2. Sakuta H, Lin C-H, Hiyama TY, Matsuda T, Yamaguchi K, Shigenobu S, Kobayashi K and Noda M. (2020)
SLC9A4 in the organum vasculosum of the lamina terminalis is a [Na+] sensor for the control of water intake. Eur. J. Phys. 472, 609-624.
3. Matsuda T, Hiyama TY, Kobayashi K, Kobayashi K and Noda M.
(2020) Distinct CCK-positive SFO neurons are involved in persistent or transient suppression of water intake.
Nature Communications 11, 5692.
4. Matsuda T, Hiyama TY, Niimuara F, Matsusaka T, Fukamizu A, Kobayashi K, Kobayashi K and Noda M.

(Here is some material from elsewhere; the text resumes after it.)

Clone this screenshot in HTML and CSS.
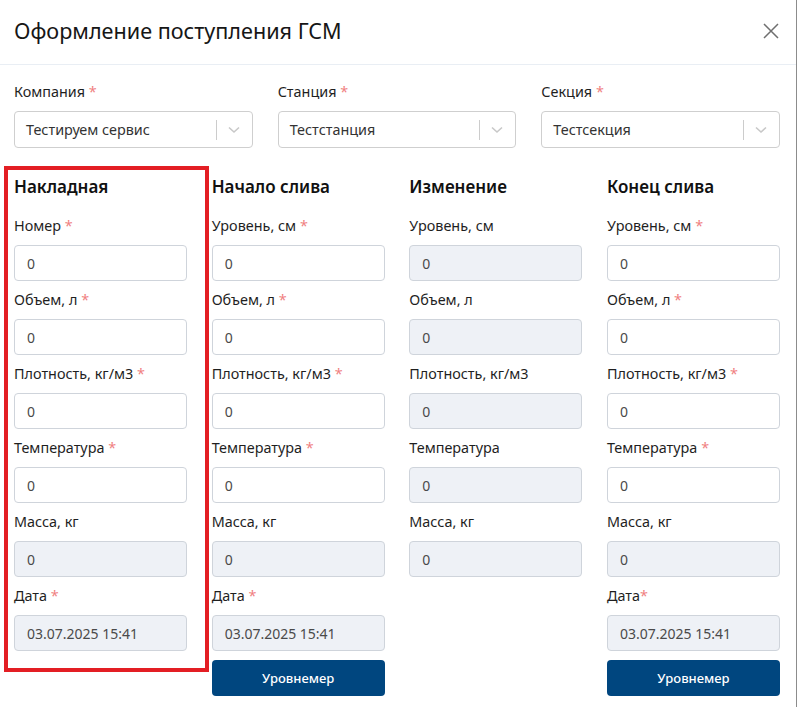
FILE: index.html
```html
<!DOCTYPE html>
<html lang="ru">
<head>
<meta charset="utf-8">
<link rel="stylesheet" href="styles.css">
</head>
<body>
<div class="modal">
  <div class="modal-header">
    <h1 class="title">Оформление поступления ГСМ</h1>
    <button class="close" aria-label="Закрыть">
      <svg width="16" height="16" viewBox="0 0 16 16"><path d="M1 1L15 15M15 1L1 15" stroke="#6f6f6f" stroke-width="1.5" fill="none"/></svg>
    </button>
  </div>
  <div class="modal-body">
    <div class="selects">
      <div class="field">
        <label class="label">Компания <span class="req">*</span></label>
        <div class="select"><span class="select-value">Тестируем сервис</span><span class="sep"></span><svg class="chev" width="12" height="8" viewBox="0 0 12 8"><path d="M1 1.5L6 6L11 1.5" stroke="#c8c8c8" stroke-width="1.6" fill="none"/></svg></div>
      </div>
      <div class="field">
        <label class="label">Станция <span class="req">*</span></label>
        <div class="select"><span class="select-value">Тестстанция</span><span class="sep"></span><svg class="chev" width="12" height="8" viewBox="0 0 12 8"><path d="M1 1.5L6 6L11 1.5" stroke="#c8c8c8" stroke-width="1.6" fill="none"/></svg></div>
      </div>
      <div class="field">
        <label class="label">Секция <span class="req">*</span></label>
        <div class="select"><span class="select-value">Тестсекция</span><span class="sep"></span><svg class="chev" width="12" height="8" viewBox="0 0 12 8"><path d="M1 1.5L6 6L11 1.5" stroke="#c8c8c8" stroke-width="1.6" fill="none"/></svg></div>
      </div>
    </div>

    <div class="sections">
      <div class="col">
        <h2 class="col-title">Накладная</h2>
        <label class="label">Номер <span class="req">*</span></label>
        <div class="input">0</div>
        <label class="label">Объем, л <span class="req">*</span></label>
        <div class="input">0</div>
        <label class="label">Плотность, кг/м3 <span class="req">*</span></label>
        <div class="input">0</div>
        <label class="label">Температура <span class="req">*</span></label>
        <div class="input">0</div>
        <label class="label">Масса, кг</label>
        <div class="input disabled">0</div>
        <label class="label">Дата <span class="req">*</span></label>
        <div class="input disabled">03.07.2025 15:41</div>
      </div>
      <div class="col">
        <h2 class="col-title">Начало слива</h2>
        <label class="label">Уровень, см <span class="req">*</span></label>
        <div class="input">0</div>
        <label class="label">Объем, л <span class="req">*</span></label>
        <div class="input">0</div>
        <label class="label">Плотность, кг/м3 <span class="req">*</span></label>
        <div class="input">0</div>
        <label class="label">Температура <span class="req">*</span></label>
        <div class="input">0</div>
        <label class="label">Масса, кг</label>
        <div class="input disabled">0</div>
        <label class="label">Дата <span class="req">*</span></label>
        <div class="input disabled">03.07.2025 15:41</div>
        <button class="btn">Уровнемер</button>
      </div>
      <div class="col">
        <h2 class="col-title">Изменение</h2>
        <label class="label">Уровень, см</label>
        <div class="input disabled">0</div>
        <label class="label">Объем, л</label>
        <div class="input disabled">0</div>
        <label class="label">Плотность, кг/м3</label>
        <div class="input disabled">0</div>
        <label class="label">Температура</label>
        <div class="input disabled">0</div>
        <label class="label">Масса, кг</label>
        <div class="input disabled">0</div>
      </div>
      <div class="col">
        <h2 class="col-title">Конец слива</h2>
        <label class="label">Уровень, см <span class="req">*</span></label>
        <div class="input">0</div>
        <label class="label">Объем, л <span class="req">*</span></label>
        <div class="input">0</div>
        <label class="label">Плотность, кг/м3 <span class="req">*</span></label>
        <div class="input">0</div>
        <label class="label">Температура <span class="req">*</span></label>
        <div class="input">0</div>
        <label class="label">Масса, кг</label>
        <div class="input disabled">0</div>
        <label class="label">Дата<span class="req">*</span></label>
        <div class="input disabled">03.07.2025 15:41</div>
        <button class="btn">Уровнемер</button>
      </div>
    </div>
  </div>
  <div class="highlight"></div>
</div>
</body>
</html>
```

FILE: styles.css
```css
* { box-sizing: border-box; }
html, body { margin: 0; padding: 0; background: #ffffff; }
body {
  font-family: "Noto Sans", "Open Sans", sans-serif;
  color: #1f1f1f;
}
.modal {
  position: relative;
  width: 797px;
  height: 707px;
  background: #ffffff;
  border-right: 1px solid #8c8c8c;
}
.modal-header {
  height: 65px;
  display: flex;
  align-items: center;
  justify-content: space-between;
  padding: 0 17px 0 14px;
  border-bottom: 1px solid #e9eef4;
}
.title {
  margin: 0;
  font-size: 21.6px;
  font-weight: 400;
  color: #161616;
  line-height: 28px;
  padding-bottom: 2px;
}
.close {
  border: 0;
  background: none;
  padding: 0;
  width: 16px;
  height: 16px;
  display: flex;
  margin-bottom: 2px;
}
.modal-body {
  padding: 17px 16px 0 14px;
}
.selects {
  display: grid;
  grid-template-columns: repeat(3, 1fr);
  column-gap: 25px;
}
.field { display: flex; flex-direction: column; }
.label {
  display: block;
  font-size: 14.4px;
  line-height: 20px;
  color: #1f1f1f;
  margin: 9px 0;
}
.selects .label { margin: 0 0 9px; }
.req { color: #f07f7f; }
.select {
  height: 37px;
  border: 1px solid #cfcfcf;
  border-radius: 4px;
  display: flex;
  align-items: center;
  padding-left: 11px;
}
.select-value {
  flex: 1;
  font-size: 14.4px;
  color: #333333;
}
.sep {
  width: 1px;
  height: 20px;
  background: #cccccc;
  margin-right: 11px;
}
.chev { margin-right: 12px; }

.sections {
  display: grid;
  grid-template-columns: repeat(4, 1fr);
  column-gap: 24.6px;
  margin-top: 27px;
}
.col { display: flex; flex-direction: column; }
.col-title {
  margin: 0 0 8px;
  font-size: 17px;
  font-weight: 600;
  line-height: 24px;
  color: #111111;
}
.input {
  height: 36px;
  border: 1px solid #cfd4db;
  border-radius: 4px;
  display: flex;
  align-items: center;
  padding-left: 12px;
  font-size: 14px;
  color: #4a4a4a;
  background: #ffffff;
}
.input.disabled { background: #eef1f6; }
.btn {
  margin-top: 9px;
  height: 36px;
  border: 0;
  border-radius: 4px;
  background: #00467f;
  color: #ffffff;
  font-family: inherit;
  font-size: 13px;
  font-weight: 500;
}
.highlight {
  position: absolute;
  left: 4px;
  top: 166px;
  width: 205px;
  height: 506px;
  border: 4px solid #e31e24;
  pointer-events: none;
}
```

(2017) Distinct neural mechanisms for the control of thirst and salt appetite in the subfornical organ.
Nature Neurosci. 20, 230-241.
5. Sakuta H, Nishihara E, Hiyama TY, Lin CH and Noda M. (2016) Nax signaling evoked by an increase
in [Na+] inCSF induces water intake via EET-mediated TRPV4 activation. Am. J. Physiol. Regul. Integr.
Comp. Physiol. 311, R299-306.
6. Hiyama TY, Matsuda S, Fujikawa A, Matsumoto M, Watanabe E, Kajiwara H, Niimura F, and Noda M.
(2010) Autoimmunity to the sodium-level sensor in the brain causes essential hypernatremia. Neuron 66,
508-522.
7. Shimizu H, Watanabe E, Hiyama TY, Nagakura A, Fujikawa A, Okado H, Yanagawa Y, Obata K and Noda
M. (2007) Glial Nax channels control lactate signaling to neurons for brain [Na+] sensing. Neuron 54,
59- 72.
8. Hiyama TY, Watanabe E, Ono K, Inenaga K, Tamkun MM, Yoshida S, and Noda M. (2002) Nax is involved
in the sodium level sensing in the CNS. Nature Neruosci. 5, 511-2.